Even companies that make an effort to work with minority-owned businesses typically spend barely 5 percent of their contracting dollars with them, the NAACP president said Monday as his group released report cards on several industries.
Blacks shouldn’t spend money with companies that don’t hire them or advertise in their communities, NAACP President Bruce S. Gordon said.
“If corporations spend their money on us, we’ll spend our money with those corporations,” he said. “It’s real simple.”
The NAACP has graded corporations since 1997 on how well they work with blacks in employment, charitable giving, advertising, contracting and community service. This year, the civil rights group looked at the telecommunications, lodging, finance, retail and auto industries.
Most companies did best on charitable giving and community service, and worst on hiring and contracting.
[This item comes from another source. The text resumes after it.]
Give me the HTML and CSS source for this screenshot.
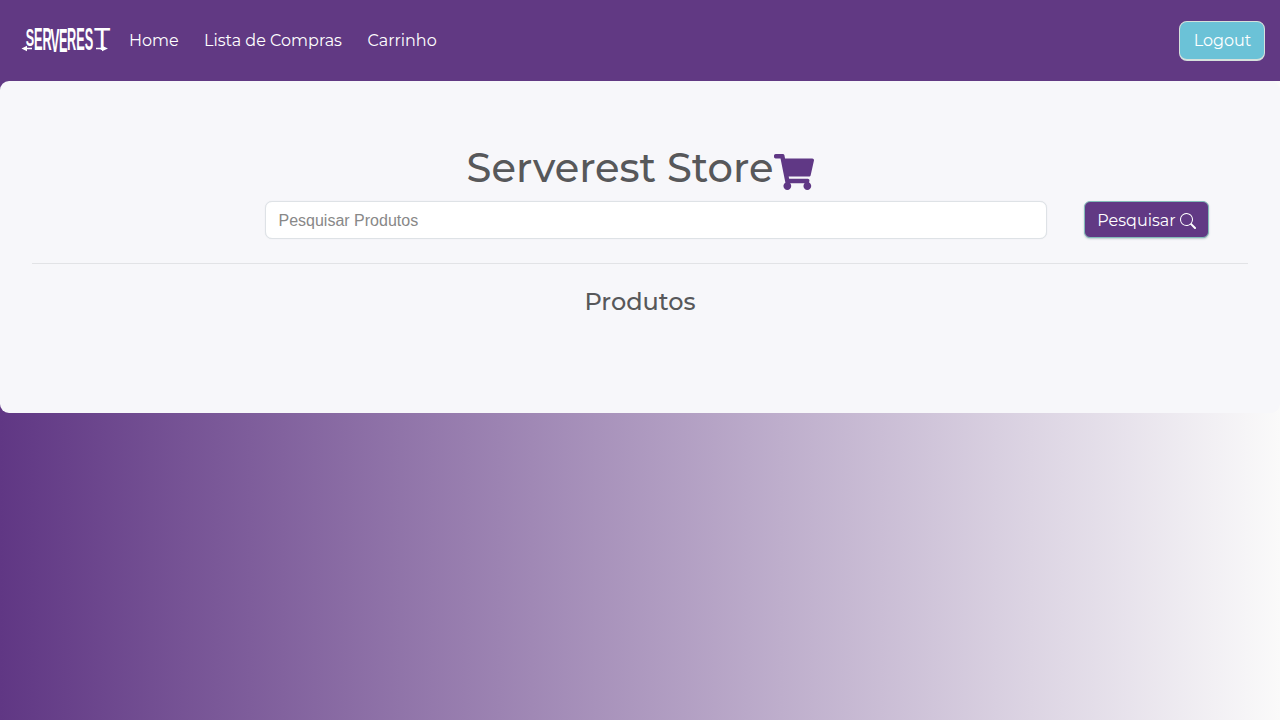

Gordon said the contracting numbers were “totally unacceptable.”
Of the 50 companies contacted by the NAACP, five ignored the survey, including four retailers: Dillard’s Inc.; Kohl’s Corp.; Sears, Roebuck and Co.; and Target Corp. All were given Fs for not answering. The other company that failed to answer was Excel, a telecommunications company; it also received an F.
Gordon called on blacks to stop shopping at Target, in particular, until they answer the NAACP’s questions—though he stopped short of calling the action a boycott.
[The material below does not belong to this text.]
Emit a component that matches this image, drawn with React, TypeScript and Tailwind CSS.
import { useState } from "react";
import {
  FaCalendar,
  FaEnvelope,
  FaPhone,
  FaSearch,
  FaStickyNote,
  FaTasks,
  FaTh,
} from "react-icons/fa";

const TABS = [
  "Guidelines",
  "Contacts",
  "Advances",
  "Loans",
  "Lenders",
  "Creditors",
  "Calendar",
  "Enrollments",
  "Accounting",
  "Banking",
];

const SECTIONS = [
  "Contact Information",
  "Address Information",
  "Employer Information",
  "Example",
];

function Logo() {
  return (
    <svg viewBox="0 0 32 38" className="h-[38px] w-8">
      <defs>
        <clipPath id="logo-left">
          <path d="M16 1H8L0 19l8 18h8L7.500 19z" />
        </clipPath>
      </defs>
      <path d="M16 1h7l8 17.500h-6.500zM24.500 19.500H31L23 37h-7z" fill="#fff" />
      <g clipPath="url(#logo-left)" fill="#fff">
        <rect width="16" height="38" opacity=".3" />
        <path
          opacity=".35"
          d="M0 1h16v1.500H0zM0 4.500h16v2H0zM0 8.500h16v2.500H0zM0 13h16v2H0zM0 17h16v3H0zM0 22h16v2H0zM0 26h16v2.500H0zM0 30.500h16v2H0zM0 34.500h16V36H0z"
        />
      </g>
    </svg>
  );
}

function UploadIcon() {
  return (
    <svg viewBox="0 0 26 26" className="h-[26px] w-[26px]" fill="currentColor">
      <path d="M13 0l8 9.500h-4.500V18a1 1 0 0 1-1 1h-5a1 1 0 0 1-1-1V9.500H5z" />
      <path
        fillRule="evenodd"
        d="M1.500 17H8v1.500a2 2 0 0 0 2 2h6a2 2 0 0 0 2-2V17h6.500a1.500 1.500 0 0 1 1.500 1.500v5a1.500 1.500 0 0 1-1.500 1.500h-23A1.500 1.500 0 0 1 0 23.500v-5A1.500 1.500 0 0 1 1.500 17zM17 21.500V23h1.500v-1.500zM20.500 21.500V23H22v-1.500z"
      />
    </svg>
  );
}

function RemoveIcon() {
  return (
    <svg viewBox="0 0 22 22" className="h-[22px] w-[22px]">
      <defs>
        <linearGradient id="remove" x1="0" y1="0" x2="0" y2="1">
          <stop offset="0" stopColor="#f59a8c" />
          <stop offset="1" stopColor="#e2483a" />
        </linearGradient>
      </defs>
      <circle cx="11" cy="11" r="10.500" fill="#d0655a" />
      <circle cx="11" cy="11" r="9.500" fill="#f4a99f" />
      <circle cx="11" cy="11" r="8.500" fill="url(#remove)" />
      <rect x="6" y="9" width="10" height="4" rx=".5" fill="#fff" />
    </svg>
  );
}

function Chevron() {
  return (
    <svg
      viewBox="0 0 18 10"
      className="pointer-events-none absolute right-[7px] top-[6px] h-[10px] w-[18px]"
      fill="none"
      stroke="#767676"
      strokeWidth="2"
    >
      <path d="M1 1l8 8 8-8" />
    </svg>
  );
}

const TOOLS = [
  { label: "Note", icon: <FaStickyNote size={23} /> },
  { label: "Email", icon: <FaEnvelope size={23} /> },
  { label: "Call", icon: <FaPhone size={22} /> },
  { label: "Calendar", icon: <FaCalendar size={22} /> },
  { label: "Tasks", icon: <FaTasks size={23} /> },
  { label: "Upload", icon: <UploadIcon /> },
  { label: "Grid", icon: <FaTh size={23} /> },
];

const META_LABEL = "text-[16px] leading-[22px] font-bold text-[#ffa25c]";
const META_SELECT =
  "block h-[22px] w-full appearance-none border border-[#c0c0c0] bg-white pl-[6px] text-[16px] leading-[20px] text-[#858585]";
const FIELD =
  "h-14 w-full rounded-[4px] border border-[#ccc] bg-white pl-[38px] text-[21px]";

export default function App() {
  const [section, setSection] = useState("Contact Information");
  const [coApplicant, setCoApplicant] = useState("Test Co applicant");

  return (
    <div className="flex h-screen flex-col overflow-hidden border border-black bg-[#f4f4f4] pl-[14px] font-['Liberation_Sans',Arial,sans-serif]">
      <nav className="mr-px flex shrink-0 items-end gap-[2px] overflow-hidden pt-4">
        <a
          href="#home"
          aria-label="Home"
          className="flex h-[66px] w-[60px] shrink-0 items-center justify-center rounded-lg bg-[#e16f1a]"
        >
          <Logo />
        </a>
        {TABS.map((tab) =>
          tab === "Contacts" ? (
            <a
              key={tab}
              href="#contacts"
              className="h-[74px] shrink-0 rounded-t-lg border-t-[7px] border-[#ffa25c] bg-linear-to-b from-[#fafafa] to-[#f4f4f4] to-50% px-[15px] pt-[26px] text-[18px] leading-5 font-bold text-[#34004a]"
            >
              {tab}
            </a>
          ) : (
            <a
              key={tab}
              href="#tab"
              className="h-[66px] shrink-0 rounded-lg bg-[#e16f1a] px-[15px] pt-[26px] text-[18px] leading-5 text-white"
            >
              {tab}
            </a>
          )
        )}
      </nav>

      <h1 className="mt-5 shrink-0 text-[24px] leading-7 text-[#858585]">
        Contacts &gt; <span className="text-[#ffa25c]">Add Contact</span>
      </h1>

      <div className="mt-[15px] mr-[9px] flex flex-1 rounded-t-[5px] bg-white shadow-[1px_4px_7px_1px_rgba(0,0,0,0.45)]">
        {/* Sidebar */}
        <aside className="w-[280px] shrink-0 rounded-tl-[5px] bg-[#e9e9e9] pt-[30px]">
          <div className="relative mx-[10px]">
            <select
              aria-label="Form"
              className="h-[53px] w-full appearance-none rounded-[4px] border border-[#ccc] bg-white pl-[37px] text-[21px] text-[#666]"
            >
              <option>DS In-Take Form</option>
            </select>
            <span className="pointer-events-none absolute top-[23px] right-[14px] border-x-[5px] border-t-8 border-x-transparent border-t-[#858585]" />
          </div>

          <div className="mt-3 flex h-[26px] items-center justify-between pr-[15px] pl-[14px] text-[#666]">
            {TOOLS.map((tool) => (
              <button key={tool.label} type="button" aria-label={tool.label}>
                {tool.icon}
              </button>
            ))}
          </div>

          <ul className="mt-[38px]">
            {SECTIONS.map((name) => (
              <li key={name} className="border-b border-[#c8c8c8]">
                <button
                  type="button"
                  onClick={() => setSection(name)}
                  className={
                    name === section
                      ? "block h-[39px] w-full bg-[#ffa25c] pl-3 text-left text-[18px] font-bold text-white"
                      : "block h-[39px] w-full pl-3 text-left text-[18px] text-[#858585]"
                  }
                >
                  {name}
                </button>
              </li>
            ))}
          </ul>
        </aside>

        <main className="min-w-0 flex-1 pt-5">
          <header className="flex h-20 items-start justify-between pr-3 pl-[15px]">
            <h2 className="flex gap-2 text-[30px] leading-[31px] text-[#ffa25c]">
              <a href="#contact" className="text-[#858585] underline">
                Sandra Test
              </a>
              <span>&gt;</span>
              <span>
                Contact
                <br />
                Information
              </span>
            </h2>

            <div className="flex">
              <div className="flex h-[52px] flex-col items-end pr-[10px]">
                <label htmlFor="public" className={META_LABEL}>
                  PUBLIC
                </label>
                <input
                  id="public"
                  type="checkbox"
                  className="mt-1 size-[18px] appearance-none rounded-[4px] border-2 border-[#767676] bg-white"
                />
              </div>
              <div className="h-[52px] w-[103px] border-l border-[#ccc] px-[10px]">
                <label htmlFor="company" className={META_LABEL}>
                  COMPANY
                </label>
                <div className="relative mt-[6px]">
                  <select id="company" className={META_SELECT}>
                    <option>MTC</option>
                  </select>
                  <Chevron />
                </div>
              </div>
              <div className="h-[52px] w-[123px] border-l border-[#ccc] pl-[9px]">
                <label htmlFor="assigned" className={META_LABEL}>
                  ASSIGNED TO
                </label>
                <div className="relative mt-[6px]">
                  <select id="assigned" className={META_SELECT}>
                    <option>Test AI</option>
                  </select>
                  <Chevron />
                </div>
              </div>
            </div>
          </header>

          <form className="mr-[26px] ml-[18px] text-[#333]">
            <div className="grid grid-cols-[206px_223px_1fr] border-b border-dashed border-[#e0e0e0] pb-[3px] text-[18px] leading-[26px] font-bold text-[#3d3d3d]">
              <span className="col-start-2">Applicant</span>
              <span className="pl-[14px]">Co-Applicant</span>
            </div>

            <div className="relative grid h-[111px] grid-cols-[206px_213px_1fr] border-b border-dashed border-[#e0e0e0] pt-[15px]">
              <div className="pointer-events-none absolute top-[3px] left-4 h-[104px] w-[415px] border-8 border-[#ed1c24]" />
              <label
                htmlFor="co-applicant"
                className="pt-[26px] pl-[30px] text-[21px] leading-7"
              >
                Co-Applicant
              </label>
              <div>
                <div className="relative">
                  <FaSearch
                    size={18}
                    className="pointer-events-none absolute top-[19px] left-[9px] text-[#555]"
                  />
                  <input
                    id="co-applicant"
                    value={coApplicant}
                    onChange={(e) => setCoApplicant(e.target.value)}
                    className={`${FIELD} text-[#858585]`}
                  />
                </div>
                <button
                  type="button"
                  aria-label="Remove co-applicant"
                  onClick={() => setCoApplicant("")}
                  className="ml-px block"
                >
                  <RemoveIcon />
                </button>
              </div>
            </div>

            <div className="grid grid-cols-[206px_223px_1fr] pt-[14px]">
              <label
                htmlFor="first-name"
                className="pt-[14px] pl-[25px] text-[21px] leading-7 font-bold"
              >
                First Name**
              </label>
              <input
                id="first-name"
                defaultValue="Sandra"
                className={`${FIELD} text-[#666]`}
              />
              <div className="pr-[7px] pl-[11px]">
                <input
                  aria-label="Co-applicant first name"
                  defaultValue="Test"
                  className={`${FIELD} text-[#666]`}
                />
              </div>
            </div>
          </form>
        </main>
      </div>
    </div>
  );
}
“They didn’t even care to respond to our survey,” he said. “Stay out of their stores.”
The NAACP focused on Target because they’re one of the nation’s most prominent national retailers, said John C. White, NAACP spokesman. However, the group does not plan to picket or leaflet Target, but will rely on word of mouth, he said.
A Target spokeswoman said via e-mail that the company opted out of the survey “because Target views diversity as being inclusive of all people from all different backgrounds, not just one group.” The NAACP survey asks only about blacks.
She added that minorities make up 40 percent of Target employees and 23 percent of all officials and managers.
During his keynote address, Gordon said black Americans should end their “victim-like thinking” and seize opportunities to help close gaps between the nation’s rich and poor.